Resenha Diária produzida pela ASCOM/MD
Valor Econômico
O ex-ministro da Defesa Nelson Jobim caiu na quinta-feira, mas sua sorte estava anunciada desde que Dilma Rousseff foi eleita presidente. A mineira Dilma não tinha o gaúcho Jobim na mesma conta em que o tinha o ex-presidente Luiz Inácio Lula da Silva. Dilma, por exemplo, não convidou Jobim para o novo governo; perguntou se ele gostaria de ficar e aparentemente se irritou com a resposta do gaúcho, de que cargo de ministro era escolha do presidente e não cabia a ele querer ou não ficar.
Começou assim, mal, uma relação de trabalho presidente-ministro que nos seis meses seguintes se revelaria mais eficiente. Dilma resolveu manter Jobim por motivos bem pragmáticos: desde a criação do Ministério da Defesa, em 1999, Jobim fora o único de meia dúzia de ministros civis que por lá passaram a conseguir dar funcionalidade à nova pasta.
Isso só ocorreu porque Jobim decidiu levar adiante o objetivo institucional do Ministério de subordinar o poder militar ao poder civil, algo inédito na história da República, que, como se sabe, já nasceu sob o signo das baionetas. Jurista - foi presidente do Supremo Tribunal Federal -, ensinou aos militares a ganhar sabendo usar mais os atalhos da Justiça do que a força; político, sabia que só comandaria se tivesse controle sobre o Orçamento das Forças Armadas, sobre o qual, antes, cada uma delas - Exército, Marinha e Aeronáutica - tinha autonomia.
Quando o ex-vice-presidente José Alencar era ministro da Defesa, Lula não tinha problema com os militares porque cada Força cuidava de seus assuntos e não era necessário perturbar o presidente. Com Jobim, o presidente também não se incomodava porque os militares, enfim, tinham um comandante civil que respeitavam, que cobrava da esquerda tanto quanto da ala radical do Exército. Foi elaborada uma Estratégia Nacional de Defesa - aprovada no Congresso e tornada pública, exemplo raro de transparência.
Evidentemente que Jobim foi ajudado pelo período de bonança econômica do governo Lula e pode negociar melhores salários para os militares, motivo e pretexto histórico de inquietação na caserna.

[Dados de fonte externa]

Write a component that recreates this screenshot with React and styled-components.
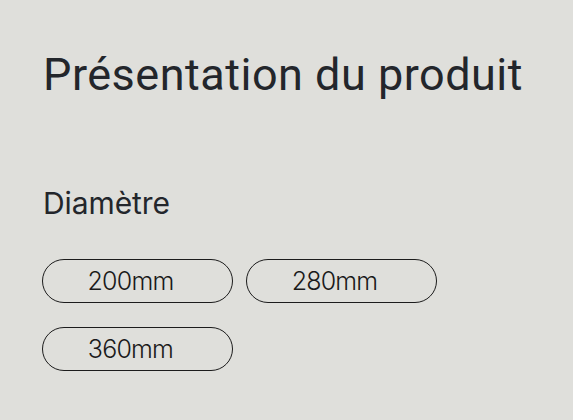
import React from "react";
import styled, { createGlobalStyle } from "styled-components";

const Global = createGlobalStyle`
  html, body {
    margin: 0;
    padding: 0;
    background: #dfdfdb;
  }
  body {
    font-family: Roboto, "Noto Sans", sans-serif;
    color: #23262b;
  }
`;

const Page = styled.main`
  box-sizing: border-box;
  width: 573px;
  min-height: 420px;
  padding: 48px 42px 0 42px;
  background: #dfdfdb;
`;

const Title = styled.h1`
  margin: 0 0 83px 1px;
  font-family: Roboto, "Noto Sans", sans-serif;
  font-size: 45px;
  line-height: 54px;
  font-weight: 400;
  letter-spacing: 0.5px;
  white-space: nowrap;
  color: #23262b;
`;

const Label = styled.h2`
  margin: 0 0 38px 1px;
  font-family: Inter, "Noto Sans", sans-serif;
  font-size: 30px;
  line-height: 36px;
  font-weight: 400;
  letter-spacing: -0.1px;
  color: #23262b;
`;

const Options = styled.div`
  display: grid;
  grid-template-columns: repeat(2, 191px);
  column-gap: 13px;
  row-gap: 24px;
`;

const Option = styled.button`
  box-sizing: border-box;
  height: 44px;
  display: flex;
  align-items: center;
  justify-content: center;
  padding: 0 14px 0 0;
  background: transparent;
  border: 1px solid #1c1c1c;
  border-radius: 22px;
  font-family: Inter, "Noto Sans", sans-serif;
  font-size: 25px;
  font-weight: 300;
  letter-spacing: -0.8px;
  color: #1a1a1a;
  cursor: pointer;
`;

const sizes = ["200mm", "280mm", "360mm"];

export default function App() {
  return (
    <>
      <Global />
      <Page>
        <Title>Présentation du produit</Title>
        <Label>Diamètre</Label>
        <Options>
          {sizes.map((s) => (
            <Option key={s}>{s}</Option>
          ))}
        </Options>
      </Page>
    </>
  );
}
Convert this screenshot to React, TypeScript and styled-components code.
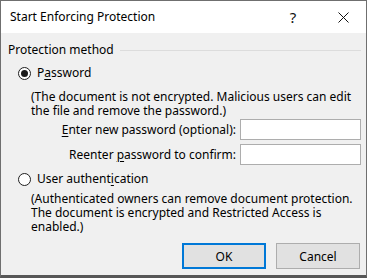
import React from "react";
import styled, { createGlobalStyle } from "styled-components";

const Global = createGlobalStyle`
  html, body { margin: 0; padding: 0; background: #f0f0f0; }
  * { box-sizing: border-box; }
`;

const Window = styled.div`
  width: 367px;
  height: 278px;
  border: 1px solid #6f6f6f;
  border-bottom: 3px solid #575757;
  background: #f0f0f0;
  display: flex;
  flex-direction: column;
  font-family: "Segoe UI", "Noto Sans", sans-serif;
  font-size: 12px;
  color: #000;
  overflow: hidden;
`;

const TitleBar = styled.div`
  height: 32px;
  flex: none;
  background: #fff;
  display: flex;
  align-items: center;
  padding-left: 9px;
`;

const Title = styled.div`
  flex: 1;
  font-size: 12px;
  line-height: 16px;
`;

const CaptionButton = styled.div<{ $padRight?: number }>`
  width: 46px;
  height: 32px;
  display: flex;
  align-items: center;
  justify-content: center;
  padding-right: ${(p) => p.$padRight ?? 0}px;
  font-size: 15px;
  color: #111;
`;

const Body = styled.div`
  flex: 1;
  display: flex;
  flex-direction: column;
  padding: 10px 5px 0 7px;
`;

const GroupHeader = styled.div`
  display: flex;
  align-items: center;
  height: 14px;
  line-height: 14px;
  &::after {
    content: "";
    flex: 1;
    height: 1px;
    background: #dcdcdc;
    margin-left: 6px;
  }
`;

const RadioRow = styled.label<{ $mt: number }>`
  display: flex;
  align-items: center;
  gap: 6px;
  height: 16px;
  line-height: 16px;
  margin-top: ${(p) => p.$mt}px;
  padding-left: 10px;
`;

const RadioCircle = styled.span<{ $checked?: boolean }>`
  width: 13px;
  height: 13px;
  border-radius: 50%;
  border: 1px solid #1f1f1f;
  background: #fff;
  display: flex;
  align-items: center;
  justify-content: center;
  &::after {
    content: "";
    width: 7px;
    height: 7px;
    border-radius: 50%;
    background: #1a1a1a;
    display: ${(p) => (p.$checked ? "block" : "none")};
  }
`;

const Description = styled.div<{ $mt: number }>`
  margin-top: ${(p) => p.$mt}px;
  padding-left: 23px;
  line-height: 14px;
`;

const FieldRow = styled.div<{ $mt: number }>`
  display: flex;
  justify-content: flex-end;
  align-items: center;
  gap: 4px;
  height: 21px;
  margin-top: ${(p) => p.$mt}px;
`;

const TextBox = styled.input`
  width: 121px;
  height: 21px;
  border: 1px solid #adadad;
  background: #fff;
  padding: 0 3px;
  font: inherit;
  outline: none;
`;

const ButtonRow = styled.div`
  display: flex;
  justify-content: flex-end;
  gap: 10px;
  margin-top: 9px;
  padding-right: 1px;
`;

const Button = styled.button<{ $default?: boolean }>`
  width: 84px;
  height: 26px;
  background: #e1e1e1;
  border: ${(p) => (p.$default ? "2px solid #0078d7" : "1px solid #adadad")};
  font: inherit;
  color: #000;
  padding: 0;
`;

const Key = styled.span`
  text-decoration: underline;
  text-underline-offset: 2px;
`;

export default function App() {
  return (
    <>
      <Global />
      <Window>
        <TitleBar>
          <Title>Start Enforcing Protection</Title>
          <CaptionButton $padRight={8}>?</CaptionButton>
          <CaptionButton>
            <svg width="11" height="11" viewBox="0 0 11 11">
              <path d="M0.5 0.5 L10.5 10.5 M10.5 0.5 L0.5 10.5" stroke="#111" strokeWidth="1" />
            </svg>
          </CaptionButton>
        </TitleBar>
        <Body>
          <GroupHeader>Protection method</GroupHeader>
          <RadioRow $mt={8}>
            <RadioCircle $checked />
            <span>
              P<Key>a</Key>ssword
            </span>
          </RadioRow>
          <Description $mt={9}>
            (The document is not encrypted. Malicious users can edit
            <br />
            the file and remove the password.)
          </Description>
          <FieldRow $mt={1}>
            <span>
              <Key>E</Key>nter new password (optional):
            </span>
            <TextBox type="password" />
          </FieldRow>
          <FieldRow $mt={4}>
            <span>
              Reenter <Key>p</Key>assword to confirm:
            </span>
            <TextBox type="password" />
          </FieldRow>
          <RadioRow $mt={6}>
            <RadioCircle />
            <span>
              User authent<Key>i</Key>cation
            </span>
          </RadioRow>
          <Description $mt={5}>
            (Authenticated owners can remove document protection.
            <br />
            The document is encrypted and Restricted Access is
            <br />
            enabled.)
          </Description>
          <ButtonRow>
            <Button $default>OK</Button>
            <Button>Cancel</Button>
          </ButtonRow>
        </Body>
      </Window>
    </>
  );
}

Isso sem falar num bilionário plano de modernização bélica, que bem ou mal anda no Exército e na Marinha e está travado na FAB (a compra dos novos caças, agora prevista para 2012). O desafio do novo ministro é o de consolidar esse legado.
Trata-se de um desafio difícil, mesmo sendo reconhecida a capacidade de negociação de Celso Amorim, ex-chanceler de Lula e agora o homem da Defesa de Dilma. Difícil porque Jobim sai num momento particularmente complexo no que se refere à lógica institucional de submeter o poder militar ao poder civil. O nó da discórdia é a instalação da Comissão Nacional da Verdade, destinada a investigar os crimes contra os direitos humanos praticados no regime militar.
É uma questão sensível. O Supremo Tribunal Federal decidiu que a anistia é recíproca. Portanto, autores de eventuais crimes confessados no âmbito da comissão não poderão ser responsabilizados por eles judicialmente. O militar que matou um guerrilheiro no Araguaia, por exemplo. Nesses termos é que Jobim negociou a instalação da comissão com os militares, enquanto o ex-deputado José Genoíno, ele mesmo um sobrevivente do Araguaia, costurava o acordo com o "outro lado".
Com os partidos de oposição já havia uma espécie de acordo "implícito", paralisado com a demissão de Jobim. A extrema direita militar jamais quis a comissão, mas está sem fazer barulho. E parte da esquerda voltou a exigir a punição dos autores de crimes praticados contra os direitos humanos, o que pode levar a discussão novamente a um impasse. O Plano Nacional de Direitos Humanos custou a cabeça de um general e o acordo de que a comissão se limitaria à recuperação da memória e à reparação das famílias atingidas.
O Brasil não julgou seus generais golpistas, como fizeram nossos vizinhos. A informação sobre o destino dos desaparecidos é o mínimo que o Estado deve a suas famílias. Se o ministro levar a negociação a bom termo, terá prestado melhores serviços do que ao ajudar a costurar o inútil e midiático acordo com os aiatolás de Teerã. Para mediar assuntos tão sensíveis e que dividem o próprio governo, ele terá, também, que dispensar ferramentas ideológicas que alavancaram a política externa no governo Lula, executada com o apoio do presidente, mas certamente sob a inspiração, formulação e integral responsabilidade do ministro.